Maquiavelo era testigo de la consolidación de los primeros Estados nacionales y creía que esa forma política era imprescindible para lograr la independencia italiana. También pensaba que la unificación de la península debía ser realizada por un príncipe, tal como enuncia en el capítulo 26 del Príncipe. [2] Pero lo novedoso de su planteo reside en el énfasis en el pueblo, como base de apoyo para el proceso de centralización política.

El modelo de Estado nacional que se impuso en los siglos XVI-XVIII se caracterizó por el absolutismo monárquico y la opresión del pueblo. Maquiavelo propuso un camino distinto al sugerir que el príncipe debía apoyarse en el “pueblo”. No se trataba sólo de una recomendación técnica, basada en el mero hecho de que el pueblo constituía la mayoría de la población. El florentino declara su preferencia por el “pueblo” porque sostiene que sus propósitos son mejores que los de la nobleza: 

“Las aspiraciones de los nobles sólo se satisfacen causando daño a alguien, y las del pueblo no exigen ofensa a nadie; siendo los propósitos del pueblo más honrados que los de la nobleza, porque ésta quiere oprimir, y aquél no ser oprimido.” (p. 284)

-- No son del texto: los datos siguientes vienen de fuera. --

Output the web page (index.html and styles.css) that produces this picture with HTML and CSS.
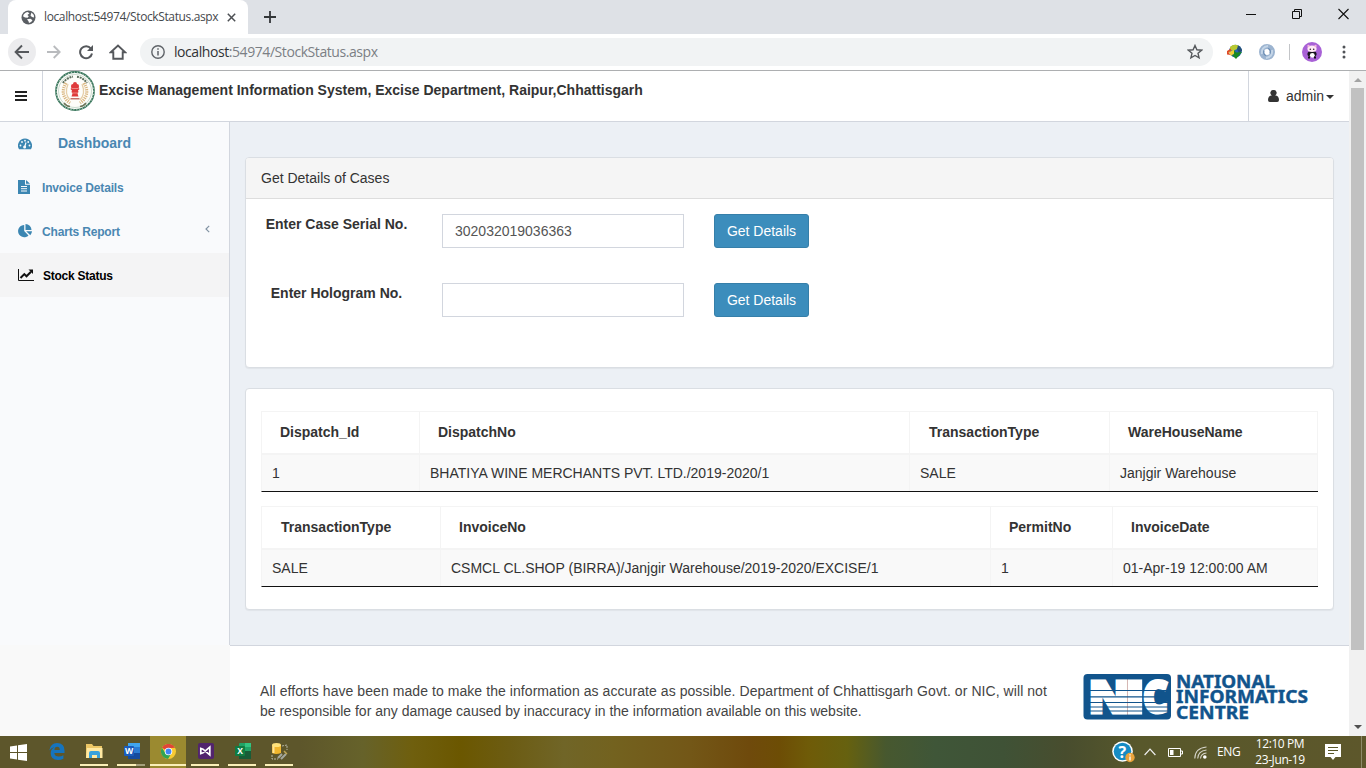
FILE: index.html
```html
<!DOCTYPE html>
<html lang="en">
<head>
<meta charset="utf-8">
<title>StockStatus</title>
<link rel="stylesheet" href="styles.css">
</head>
<body>
<div class="screen">
  <div class="tabstrip">
    <div class="tab">
      <svg class="globe" width="15" height="15" viewBox="0 0 15 15"><circle cx="7.5" cy="7.5" r="7" fill="#5a5e63"/><path d="M2 6.2Q3 2.700 6.500 2L8.500 3.200 6.400 5 7.800 6.200 6.600 7.800 4 7.500Z" fill="#fff"/><path d="M10.500 2.500Q13 4 13 7.500L11 7 9.500 5.500ZM6 9.200L9.500 8.800 11.500 10.200Q10.500 12.500 8 13L7.500 11.200Z" fill="#fff"/></svg>
      <span class="tab-title">localhost:54974/StockStatus.aspx</span>
      <svg class="tab-x" width="9" height="9" viewBox="0 0 9 9"><path d="M.8.8l7.400 7.400M8.200.8L.8 8.200" stroke="#4c4f53" stroke-width="1.500"/></svg>
    </div>
    <svg class="plus" width="12" height="12" viewBox="0 0 12 12"><path d="M6 0v12M0 6h12" stroke="#333639" stroke-width="1.800"/></svg>
    <div class="winbtns">
      <svg width="10" height="12" viewBox="0 0 10 12"><path d="M0 6.500h10" stroke="#111"/></svg>
      <svg width="10" height="12" viewBox="0 0 10 12"><path d="M.5 3.500h7v7h-7zM2.500 3.500v-2h7v7h-2" fill="none" stroke="#111"/></svg>
      <svg width="11" height="12" viewBox="0 0 11 12"><path d="M.5 1l10 10M10.500 1l-10 10" stroke="#111" stroke-width="1.100"/></svg>
    </div>
  </div>
  <div class="toolbar">
    <span class="back"><svg width="16" height="16" viewBox="0 0 16 16"><path d="M15 8H2M8 1.500L1.600 8 8 14.500" fill="none" stroke="#55585c" stroke-width="1.900"/></svg></span>
    <svg class="fwd" width="14" height="14" viewBox="0 0 14 14"><path d="M0 7h12.500M6.700 1L12.700 7l-6 6" fill="none" stroke="#b9bbbe" stroke-width="1.800"/></svg>
    <svg class="reload" width="16" height="16" viewBox="0 0 16 16"><path d="M12.900 4.600A6 6 0 1 0 14 9.500" fill="none" stroke="#55585c" stroke-width="2"/><path d="M15 1v6H9z" fill="#55585c"/></svg>
    <svg class="home" width="18" height="16" viewBox="0 0 18 16"><path d="M1.800 8.300L9 1.500l7.200 6.800H13.700V14.700H4.300V8.300z" fill="none" stroke="#55585c" stroke-width="1.900"/></svg>
    <div class="omnibox">
      <svg width="14" height="14" viewBox="0 0 14 14"><circle cx="7" cy="7" r="6.200" fill="none" stroke="#5f6368" stroke-width="1.400"/><path d="M7 6v4.500M7 3.300v1.500" stroke="#5f6368" stroke-width="1.500"/></svg>
      <span class="url"><b>localhost</b>:54974/StockStatus.aspx</span>
      <svg class="star" width="16" height="16" viewBox="0 0 16 16"><path d="M8 1.500l1.900 4.300 4.700.4-3.600 3.100 1.100 4.600L8 11.500l-4.100 2.400L5 9.300 1.400 6.200l4.700-.4z" fill="none" stroke="#55585c" stroke-width="1.400"/></svg>
    </div>
    <svg class="ext" width="17" height="16" viewBox="0 0 17 16"><circle cx="9.500" cy="7" r="6.300" fill="#2765b5"/><path d="M4 3Q8-1 13 2L11 5 7 7 4 6Z" fill="#b8c932"/><path d="M12 1.500q4 2 4 5.500l-3 2-2-4z" fill="#234f75"/><path d="M1 10.500V7L5 4.500V7L2.500 8.500 5 11z" fill="#df4b26"/><path d="M3 8l5-2 1 3-4 3z" fill="#f0d13a"/><path d="M8 6l2 2.500 6-.5-6 7-4-4 2-.5z" fill="#198a22"/></svg>
    <svg class="ext2" width="16" height="16" viewBox="0 0 16 16"><circle cx="8" cy="8" r="5.500" fill="none" stroke="#9cb4d0" stroke-width="5"/><path d="M3 10Q2 3 9 2M13 6Q14 13 7 14" stroke="#c4d5e7" fill="none" stroke-width="2"/><path d="M9 4.500q3 1 2 5M7 11.500q-3-1-2-5" fill="none" stroke="#6689b1" stroke-width="1.200"/></svg>
    <i class="tsep"></i>
    <svg class="avatar" width="20" height="20" viewBox="0 0 20 20"><circle cx="10" cy="10" r="10" fill="#a861d6"/><ellipse cx="10" cy="12" rx="4.600" ry="3" fill="#15131a"/><ellipse cx="10" cy="6.800" rx="4.600" ry="3.300" fill="#ffe9f6"/><ellipse cx="10.300" cy="13.300" rx="2.400" ry="2.400" fill="#fff"/><path d="M7 14.500v2M13 14.500v2" stroke="#15131a" stroke-width="2"/><circle cx="6.500" cy="4" r="1.200" fill="#f2b4dd"/><circle cx="13.500" cy="4" r="1.200" fill="#f2b4dd"/><circle cx="8.300" cy="7.300" r=".8" fill="#33232e"/><circle cx="11.700" cy="7.300" r=".8" fill="#33232e"/></svg>
    <svg class="dots" width="4" height="14" viewBox="0 0 4 14"><g fill="#505357"><circle cx="2" cy="2" r="1.500"/><circle cx="2" cy="7" r="1.500"/><circle cx="2" cy="12" r="1.500"/></g></svg>
  </div>
  <div class="viewport">
    <div class="page">
      <header class="header">
        <div class="burger"><svg width="12" height="11" viewBox="0 0 12 11"><path d="M0 1h12M0 5h12M0 9h12" stroke="#222" stroke-width="2"/></svg></div>
        <svg class="emblem" width="40" height="40" viewBox="0 0 40 40"><circle cx="20" cy="20" r="19" fill="#fdfdf9" stroke="#39765c" stroke-width="1.800"/><circle cx="20" cy="20" r="18.800" fill="none" stroke="#dce9df" stroke-width="1" stroke-dasharray="1 2"/><circle cx="20" cy="20" r="16.500" fill="none" stroke="#a9c5b4" stroke-width=".6"/><path d="M8 12A14.500 14.500 0 0 1 18 5.700M22 5.700A14.500 14.500 0 0 1 32 12" fill="none" stroke="#5b6f5c" stroke-width="2" stroke-dasharray="2 .8"/><path d="M11 12Q4 24 15 32M29 12Q36 24 25 32" fill="none" stroke="#d9b47c" stroke-width="3.200" stroke-dasharray="1.200 1"/><path d="M13 13Q9 23 15 29M27 13Q31 23 25 29" fill="none" stroke="#e6cfa8" stroke-width="1.300"/><path d="M16 15q0-2 2-2 0-2 2-2t2 2q2 0 2 2l-.3 2 .8 1-1.500 1.500.5 1.500-1 1.500 1 3h-7l1-3-1-1.500.5-1.500-1.500-1.500.8-1z" fill="#df3b3b"/><path d="M16.500 17.500h7M17 22h6" stroke="#f4a7a0" stroke-width=".7"/><path d="M15.500 27.800h9" stroke="#b34038" stroke-width="1.100"/><path d="M9 32q2 3 6 3.500M31 32q-2 3-6 3.500" fill="none" stroke="#6e7659" stroke-width="1.500"/></svg>
        <h1 class="title">Excise Management Information System, Excise Department, Raipur,Chhattisgarh</h1>
        <div class="user"><svg width="11" height="12" viewBox="0 0 11 12"><path d="M5.500 0a2.900 2.900 0 0 1 1.700 5.400Q11 5.500 11 10q0 2-1.800 2H1.800Q0 12 0 10 0 5.500 3.800 5.400A2.900 2.900 0 0 1 5.500 0z" fill="#333"/></svg><span>admin</span><i class="caret"></i></div>
      </header>
      <div class="main">
        <nav class="side">
          <a class="item dash"><svg width="14" height="12" viewBox="0 0 14 12"><path d="M7 .5a7 7 0 0 1 5.900 10.800H1.100A7 7 0 0 1 7 .5z" fill="#3c86b2"/><g fill="#f9fafc"><circle cx="2.500" cy="7.500" r=".9"/><circle cx="4" cy="4" r=".9"/><circle cx="7" cy="2.700" r=".9"/><circle cx="10.200" cy="4" r=".9"/><circle cx="11.500" cy="7.500" r=".9"/><circle cx="6.600" cy="9" r="1.500"/></g><path d="M6.700 9L8 4.500" stroke="#f9fafc" stroke-width="1.200"/></svg><span>Dashboard</span></a>
          <a class="item"><svg width="12" height="14" viewBox="0 0 12 14"><path d="M0 0h7v4.700h5V14H0zM8 0l4 3.700H8z" fill="#3c86b2"/><path d="M3 6.500h6M3 8.700h6M3 11h6" stroke="#f9fafc"/></svg><span>Invoice Details</span></a>
          <a class="item"><svg width="14" height="14" viewBox="0 0 14 14"><path d="M6.200 1v6l4.300 4.400A6.100 6.100 0 1 1 6.200 1zM7.500 0A6 6 0 0 1 13.500 6h-6zM8.200 7.300H14a6 6 0 0 1-1.700 3.900z" fill="#3c86b2"/></svg><span>Charts Report</span><svg class="chev" width="5" height="8" viewBox="0 0 5 8"><path d="M4.200.8L1 4l3.200 3.200" fill="none" stroke="#8293a3" stroke-width="1.200"/></svg></a>
          <a class="item active"><svg width="16" height="13" viewBox="0 0 16 13"><path d="M.5 0v11.500H16" fill="none" stroke="#111"/><path d="M2.500 9L6.300 5.100 8.500 7.300 13 2.700" fill="none" stroke="#111" stroke-width="2"/><path d="M10.500.5H15V5z" fill="#111"/></svg><span>Stock Status</span></a>
        </nav>
        <div class="content">
          <section class="panel search">
            <div class="panel-head">Get Details of Cases</div>
            <div class="row"><label>Enter Case Serial No.</label><div class="input">302032019036363</div><div class="btn">Get Details</div></div>
            <div class="row"><label>Enter Hologram No.</label><div class="input"></div><div class="btn">Get Details</div></div>
          </section>
          <section class="panel results">
            <div class="table t1"><div class="th">Dispatch_Id</div><div class="th">DispatchNo</div><div class="th late">TransactionType</div><div class="th">WareHouseName</div><div class="td">1</div><div class="td">BHATIYA WINE MERCHANTS PVT. LTD./2019-2020/1</div><div class="td">SALE</div><div class="td">Janjgir Warehouse</div></div>
            <div class="table t2"><div class="th late">TransactionType</div><div class="th">InvoiceNo</div><div class="th">PermitNo</div><div class="th">InvoiceDate</div><div class="td">SALE</div><div class="td">CSMCL CL.SHOP (BIRRA)/Janjgir Warehouse/2019-2020/EXCISE/1</div><div class="td">1</div><div class="td">01-Apr-19 12:00:00 AM</div></div>
          </section>
        </div>
      </div>
      <footer class="footer">
        <div class="footer-body">
        <p><span class="wide">All efforts have been made to make the information as accurate as possible. Department of Chhattisgarh Govt. or NIC, will not</span><br>be responsible for any damage caused by inaccuracy in the information available on this website.</p>
        <svg class="nic" width="226" height="48" viewBox="0 0 226 48"><rect x=".5" y="1" width="87.500" height="45.500" rx="4" fill="#11548c"/><g font-family="Open Sans" font-weight="800" font-size="44" fill="#fff" stroke="#fff" stroke-width="3"><text x="5.500" y="39.500" textLength="41" lengthAdjust="spacingAndGlyphs">N</text><text x="42.500" y="39.500" textLength="19" lengthAdjust="spacingAndGlyphs">I</text><text x="60" y="39.500" textLength="25" lengthAdjust="spacingAndGlyphs">C</text></g><path d="M5 17.500h81M5 23.800h81M5 29.500h81M5 34h81M5 38h81" stroke="#11548c" stroke-width="1.200"/><g font-family="Noto Sans" font-weight="700" font-size="17.500" fill="#11548c" stroke="#11548c" stroke-width=".4"><text x="93" y="15" textLength="99" lengthAdjust="spacingAndGlyphs">NATIONAL</text><text x="93" y="30" textLength="132" lengthAdjust="spacingAndGlyphs">INFORMATICS</text><text x="93" y="45.500" textLength="73" lengthAdjust="spacingAndGlyphs">CENTRE</text></g></svg>
        </div>
      </footer>
    </div>
    <div class="scroll"><i class="up"></i><i class="thumb"></i><i class="down"></i></div>
  </div>
  <div class="taskbar">
    <div class="app start"><svg width="17" height="17" viewBox="0 0 17 17"><path d="M0 2.500L7 1.500V8H0zM8 1.300L17 0v8H8zM0 9h7v6.500l-7-1zM8 9h9v8l-9-1.300z" fill="#fff"/></svg></div>
    <div class="app edge"><svg width="16" height="17" viewBox="0 0 16 17"><path d="M.3 7.500Q1.500 0 8 0q7.500 0 7.500 7.500V10H5.300q.4 3.500 4.500 3.500 2.500 0 4.600-1.300v3.500Q12 17 9 17q-7.300 0-7.300-6.700Q1.700 6 5.500 4 2.300 4.600.3 7.500zM5.400 7h5.400q0-3.200-2.600-3.200T5.400 7z" fill="#1674bd"/></svg></div>
    <div class="app run"><svg width="17" height="15" viewBox="0 0 17 15"><path d="M0 0h6l1.500 2H16v12H0z" fill="#ecc766"/><path d="M1 4h15.500v10H0z" fill="#ffe9a2"/><path d="M3 14V9q0-2 2-2h7q2 0 2 2v5h-3v-3H6v3z" fill="#39a2dc"/></svg></div>
    <div class="app run word"><svg width="16" height="16" viewBox="0 0 16 16"><rect x="4" width="12" height="16" rx="1" fill="#2b7cd3"/><path d="M4 0h12v4H4z" fill="#41a5ee"/><path d="M4 10h12v6H4z" fill="#164b9d"/><rect y="3" width="10" height="10" rx="1" fill="#1a5cbd"/><text x="1" y="11" font-family="Open Sans" font-size="8.500" font-weight="700" fill="#fff">W</text></svg></div>
    <div class="app run chrome"><svg width="15" height="15" viewBox="0 0 16 16"><circle cx="8" cy="8" r="8" fill="#f7ca32"/><path d="M8 8L1 4A8 8 0 0 1 15 4L8 4.500z" fill="#df4637"/><path d="M1 4A8 8 0 0 0 7.500 16L11 10H5z" fill="#31a453"/><circle cx="8" cy="8" r="4" fill="#fff"/><circle cx="8" cy="8" r="3.100" fill="#4285f4"/></svg></div>
    <div class="app run"><svg width="16" height="16" viewBox="0 0 16 16"><rect width="16" height="16" rx="2" fill="#52246d"/><path d="M2.800 5.500v5L5 9.800 11.800 4v8L5 6.200z" fill="none" stroke="#fff" stroke-width="1.700"/></svg></div>
    <div class="app run"><svg width="16" height="16" viewBox="0 0 16 16"><rect x="4" width="12" height="16" rx="1" fill="#21a366"/><path d="M10 0h6v4h-6z" fill="#33c481"/><path d="M4 8h12v8H4z" fill="#185c37"/><rect y="3" width="10" height="10" rx="1" fill="#107c41"/><text x="2.200" y="11" font-family="Open Sans" font-size="8.500" font-weight="700" fill="#fff">X</text></svg></div>
    <div class="app run"><svg width="17" height="17" viewBox="0 0 17 17"><path d="M1 2v8q4 2 9 0V2z" fill="#f0b62c"/><path d="M2.500 3v7" stroke="#ffe497" stroke-width="2"/><ellipse cx="5.500" cy="2" rx="4.500" ry="2" fill="#ffe37a"/><path d="M11 3l5-1v5M1 12v4h6" fill="none" stroke="#b9b7a7" stroke-dasharray="2 1"/><path d="M7 15l4-4M10 16l5-5" stroke="#a4a79d" stroke-width="2"/><path d="M13 8l3 3" stroke="#c0a757" stroke-width="1.500"/></svg></div>
    <div class="tray">
      <svg class="help" width="23" height="22" viewBox="0 0 23 22"><circle cx="10.500" cy="10.500" r="10.300" fill="#fff"/><circle cx="10.500" cy="10.500" r="8.800" fill="#168cc4"/><text x="6.500" y="16.500" font-family="Open Sans" font-weight="700" font-size="16" fill="#fff">?</text><circle cx="18" cy="16.500" r="4.700" fill="#e9a33c"/><path d="M18 15.500v4M18 13.200v1.300" stroke="#fff" stroke-width="1.300"/></svg>
      <svg class="arrow" width="12" height="8" viewBox="0 0 12 8"><path d="M.6 7L6 1.200 11.400 7" fill="none" stroke="#eee" stroke-width="1.200"/></svg>
      <svg class="battery" width="15" height="9" viewBox="0 0 15 9"><path d="M.5.5h12v8H.5zM13 3h1.500v3H13" fill="none" stroke="#fff"/><path d="M2 2h3.500v5H2z" fill="#fff"/></svg>
      <svg class="wifi" width="13" height="13" viewBox="0 0 13 13"><g fill="none" stroke="#d6d5ca" stroke-width="1.100"><path d="M.8 12.500Q1 2 12.500 1M3.700 12.500Q4 5 12.500 4M6.500 12.500Q7 7.500 12.500 7"/></g><circle cx="10.800" cy="11" r="1.800" fill="#fff"/></svg>
      <span class="lang">ENG</span>
      <span class="clock"><span>12:10 PM</span><span>23-Jun-19</span></span>
      <svg class="note" width="16" height="16" viewBox="0 0 16 16"><path d="M0 0h16v13h-5.500L8 16l-2.500-3H0z" fill="#fff"/><path d="M3 3.500h10M3 6.500h10M3 9.500h6" stroke="#5a5728"/></svg>
      <i class="peek"></i>
    </div>
  </div>
</div>
</body>
</html>
```
FILE: styles.css
```css
* { box-sizing: border-box; }
body { margin: 0; overflow: hidden; font: 14px/20px "Liberation Sans", Arial, sans-serif; color: #333; }
svg { display: block; flex: none; }
.screen { width: 1366px; height: 768px; display: flex; flex-direction: column; background: #fff; }

.tabstrip { height: 34px; flex: none; background: #dee1e6; display: flex; align-items: flex-start; padding-left: 8px; }
.tab { width: 240px; height: 34px; background: #fff; border-radius: 8px 8px 0 0; display: flex; align-items: center; padding-left: 13px; }
.tab-title { width: 174px; margin-left: 8px; margin-right: 10px; font: 12px/16px "Open Sans", sans-serif; color: #45484c; white-space: nowrap; letter-spacing: -.38px; }
.tab-x { margin-left: -1px; }
.plus { margin: 11px 0 0 16px; }
.winbtns { display: flex; gap: 36px; margin: 8px 17px 0 auto; }

.toolbar { height: 36px; flex: none; display: flex; align-items: center; padding-left: 8px; }
.back { width: 28px; height: 28px; border-radius: 50%; background: #ececee; display: flex; align-items: center; justify-content: center; }
.fwd { margin-left: 11px; }
.reload { margin-left: 17px; }
.home { margin-left: 15px; }
.omnibox { width: 1073px; height: 28px; margin-left: 13px; border-radius: 14px; background: #f1f3f4; display: flex; align-items: center; padding: 0 11px; }
.url { margin-left: 9px; font: 14px/20px "Open Sans", sans-serif; color: #7b7f84; white-space: nowrap; letter-spacing: -.43px; }
.url b { font-weight: 400; color: #303235; }
.star { margin-left: auto; margin-right: -1px; }
.ext { margin-left: 13px; }
.ext2 { margin-left: 16px; }
.tsep { width: 1px; height: 16px; background: #c3c5c8; margin-left: 14px; }
.avatar { margin-left: 12px; }
.dots { margin-left: 20px; }

.viewport { flex: 1; min-height: 0; display: flex; border-top: 1px solid #adafb1; }
.page { width: 1349px; height: 665px; display: flex; flex-direction: column; overflow: hidden; }
.header { height: 51px; flex: none; display: flex; border-bottom: 1px solid #d2d6de; }
.burger { width: 43px; border-right: 1px solid #d2d6de; display: flex; align-items: center; justify-content: center; }
.emblem { margin-left: 12px; }
.title { margin: 9px 0 0 4px; font-size: 14px; line-height: 20px; font-weight: 700; color: #333; white-space: nowrap; }
.user { width: 101px; margin-left: auto; border-left: 1px solid #d2d6de; display: flex; align-items: center; padding-left: 19px; }
.user span { margin-left: 7px; }
.caret { border: 4px solid transparent; border-top-color: #333; border-bottom: 0; margin: 2px 0 0 2px; }

.main { height: 523px; flex: none; display: flex; }
.side { width: 230px; background: #f9fafc; border-right: 1px solid #d2d6de; }
.item { height: 44px; display: flex; align-items: center; padding-left: 18px; font-size: 12px; font-weight: 700; color: #4a87b2; letter-spacing: -.17px; }
.item > svg:first-child { margin-right: 12px; }
.item span { width: 130px; padding-top: 2px; }
.item:nth-child(3) > svg:first-child { margin-right: 10px; }
.item.dash { height: 43px; font-size: 14px; letter-spacing: 0; }
.item.dash > svg:first-child { margin-right: 26px; }
.item.dash span { padding-top: 0; margin-top: -1px; }
.item.active { background: #f4f4f5; color: #000; letter-spacing: -.25px; }
.item.active > svg:first-child { margin-right: 9px; }
.chev { margin: -5px 0 0 33px; }
.content { flex: 1; background: #ecf0f5; padding: 35px 15px 0; }
.panel { background: #fff; border: 1px solid #dadee3; border-radius: 4px; box-shadow: 0 1px 1px rgba(0,0,0,.05); }
.search { height: 211px; }
.panel-head { height: 41px; padding: 10px 15px; background: #f5f5f5; border-bottom: 1px solid #ddd; border-radius: 3px 3px 0 0; margin-bottom: 15px; }
.row { display: flex; height: 34px; margin-bottom: 35px; }
.row label { width: 181px; text-align: center; font-weight: 700; }
.input { width: 242px; margin-left: 15px; border: 1px solid #d2d6de; padding: 6px 12px; color: #555; }
.btn { width: 95px; margin-left: 30px; background: #3c8dbc; border: 1px solid #367fa9; border-radius: 3px; color: #fff; text-align: center; line-height: 32px; }
.results { height: 222px; margin-top: 20px; padding: 22px 15px; }
.table { width: 1057px; display: grid; grid-template-rows: 43px 36px; border-top: 1px solid #f4f4f4; border-left: 1px solid #f4f4f4; border-bottom: 1px solid #111; margin-bottom: 14px; height: 81px; }
.t1 { grid-template-columns: 158px 490px 200px 1fr; }
.t2 { grid-template-columns: 179px 550px 122px 1fr; }
.th { font-weight: 700; padding: 10px 18px; border-right: 1px solid #f4f4f4; border-bottom: 2px solid #f4f4f4; white-space: nowrap; }
.th.late { padding-left: 19px; }
.td { padding: 8px 10px; background: #f9f9f9; border-right: 1px solid #f4f4f4; white-space: nowrap; }
.footer { height: 91px; flex: none; background: #f9f9f9; padding-left: 230px; color: #444; }
.footer-body { height: 91px; background: #fff; border-top: 1px solid #d2d6de; display: flex; padding: 35px 0 0 30px; }
.footer p { margin: 0; width: 823px; white-space: nowrap; }
.wide { letter-spacing: .066px; }
.nic { margin-top: -8px; }
.scroll { width: 17px; background: #f1f1f1; display: flex; flex-direction: column; align-items: center; }
.up { border: 4px solid transparent; border-bottom-color: #a3a3a3; border-top: 0; margin-top: 7px; }
.thumb { width: 13px; height: 562px; background: #c1c1c1; margin-top: 6px; }
.down { border: 4px solid transparent; border-top-color: #505050; border-bottom: 0; margin-top: 75px; }

.taskbar { height: 32px; flex: none; display: flex; background: linear-gradient(90deg, #5d562b 0, #5d562b 300px, #66622a 363px, #6f5f0e 412px, #6b5700 461px, #6c5c13 510px, #706527 564px, #73621f 613px, #735717 690px, #6f4a0c 749px, #6d4d05 779px, #6f5b08 808px, #66610f 847px, #47582f 886px, #3f5638 935px, #3f5236 1003px, #484d2e 1066px, #58582b 1140px, #5d572b 1366px); }
.app { width: 28px; height: 32px; margin-right: 9px; display: flex; align-items: center; justify-content: center; }
.start { margin-left: 4px; margin-right: 11px; }
.edge { padding-bottom: 2px; }
.run { border-bottom: 2px solid #faf0b8; height: 30px; padding-top: 2px; }
.run svg { margin-left: 1px; }
.word { border-bottom: 0; padding-bottom: 2px; background: linear-gradient(90deg, #faf0b8 68%, #a5a07c 68%) 0 100% / 100% 2px no-repeat; }
.chrome { width: 36px; margin: 0 5px 0 -4px; border-bottom: 0; height: 32px; padding: 0 0 2px; background: linear-gradient(#9b8a30 28px, #faf0b8 28px, #faf0b8 30px, #9b8a30 30px); }
.tray { margin-left: auto; display: flex; align-items: center; color: #fff; font: 12px/16px "Open Sans", sans-serif; }
.arrow { margin-left: 9px; }
.battery { margin-left: 12px; }
.wifi { margin-left: 11px; }
.lang { width: 24px; margin-left: 10px; letter-spacing: -.4px; }
.clock { width: 54px; margin-left: 12px; display: flex; flex-direction: column; text-align: center; letter-spacing: -.4px; white-space: nowrap; }
.note { margin-left: 18px; }
.peek { width: 1px; height: 32px; background: #8d8b69; margin: 0 4px 0 20px; }
```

Maquiavelo propone un modelo de Estado nacional sustentado en el apoyo popular. Por eso el capítulo 9 puede ser considerado como una prefiguración de los rasgos (y de los problemas) de las democracias modernas. El florentino realiza así otro aporte sustancial a la construcción de la ciencia de la sociedad.


Villa del Parque, miércoles 6 de abril de 2022


Noticia bibliográfica:

Para la redacción de esta ficha utilicé la traducción española de Luis A. Arocena: Machiavelli, N. (1955). El príncipe. Madrid, España: Universidad de Puerto Rico y Revista de Occidente. 621 p. (Biblioteca de Cultura Básica). El capítulo 9, titulado “Del principado civil”,  se encuentra en las pp. 283-287.

Notas

[1] “El pueblo sólo pide no ser oprimido” (p. 285).

[2] “Exhortación para librar a Italia de los bárbaros” (pp. 455-460).